Schwule Sportler sind weiter ein Tabu
FUßBALL Beleidigungen in den Stadien sorgen für wenig Empörung – Druck auf Spieler hoch
Faninitiativen, Vereine und Verbände haben dem Rassismus in den Stadien schon länger den Kampf angesagt. Homophobie, schwulenfeindliche Diffamierungen beispielsweise, sorgen dagegen weit weniger für Empörung. Absurd und grotesk findet es Professor Dr. Martin Schweer von der Universität Vechta, dass es immer noch wesentlich stärkere Sanktionen bei der Diskriminierung von Ausländern als von Homosexuellen gibt. Er verweist auf die Beleidigung von Dortmunds Torwart Roman Weidenfeller 2007: Der Deutsche Fußball-Bund (DFB) verhängte eine geringere Strafe, als Weidenfeller beteuerte, er habe Schalke-Spieler Gerald Asamoah nicht „schwarze Sau“ sondern „schwule Sau“ genannt.

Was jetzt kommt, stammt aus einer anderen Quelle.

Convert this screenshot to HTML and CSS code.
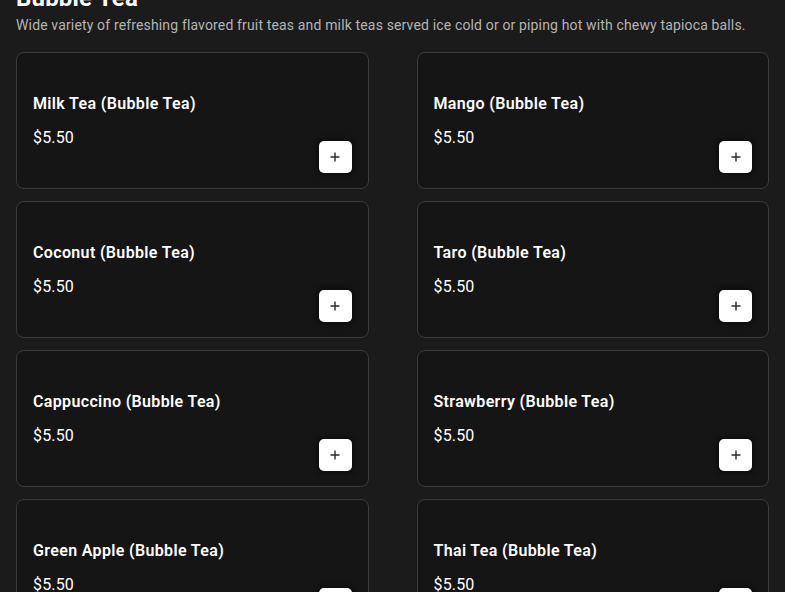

Homosexualität ist immer noch ein Tabu-Thema. Vor allem in als typisch männlich wahrgenommenen Sportarten wie Fußball, Boxen oder Eishockey, erklärt Schweer, der sich als Lehrstuhl-Inhaber für Pädagogische Psychologie auch mit dem Thema Sexualität in Verbindung mit Leistungssport beschäftigt. Schweers Untersuchungen zur Fremdwahrnehmung von Sexualität legen nahe, dass die meisten Menschen bestimmte Kategorien im Kopf haben: In typisch männlich empfundenen Sportarten erwarte man eher keine schwulen Sportler, aber durchaus lesbische Sportlerinnen. Bei „ästhetischen Sportarten“ wie Eiskunstlauf passen schwule Sportler ins Bild, lesbische Sportlerinnen aber eben nicht.
Die neuere Forschung geht davon aus, dass etwa fünf Prozent der Bevölkerung homosexuell, bis zu zehn Prozent bisexuell sind. Wie viele Profisportler schwul oder lesbisch sind, lässt sich aus diesen Zahlen aber nicht automatisch ableiten, und Untersuchungen gibt es dazu bisher nicht, erklärt der Wissenschaftler aus Vechta.
Es werde vermutlich eine „Drop-Out-Quote“ geben – also Homosexuelle, die den Leistungssport frühzeitig verlassen, weil sie dem Leidensdruck nicht standhalten. „Es kann sein, dass entsprechendes Potenzial für den Leistungssport so schon im Jugendalter verloren geht“, sagt Schweer.
Bisher hatte noch kein Profi-Fußballer den Mut, öffentlich zu seiner Homosexualität zu stehen. Auch dass DFB-Präsident Theo Zwanziger im vergangenen Jahr den Kampf gegen die Diskriminierung homosexueller Sportler zur Chefsache erklärt hat, ändert daran nichts. Offizielle Stellungnahmen und Aktionsabende reichten alleine nicht aus, kritisiert Schweer, das Klima sei zu wenig freundlich. „Das Entscheidende ist doch, dass in den Vereinen etwas passiert“. Außer von Philipp Lahm gab es noch kaum öffentliche solidarische Aussagen prominenter Fußballer.
Schweer wagt daher zu bezweifeln, dass es in nächster Zeit Coming Outs in der Bundesliga gibt. „Zu unkalkulierbar“ seien die Konsequenzen noch für die Betroffenen – vor allem bei „männlichen“ Sportarten wie Fußball, die mit viel Geld und hoher medialer Aufmerksamkeit verbunden seien.
Noch. Denn es gibt immer mehr Aktionen gegen Schwulenhass in den Stadien. Und Vereine wie Hertha BSC, HSV, Bayern München, Köln und St. Pauli können seit ein paar Jahren auf ihre schwul-lesbischen Fanclubs zählen.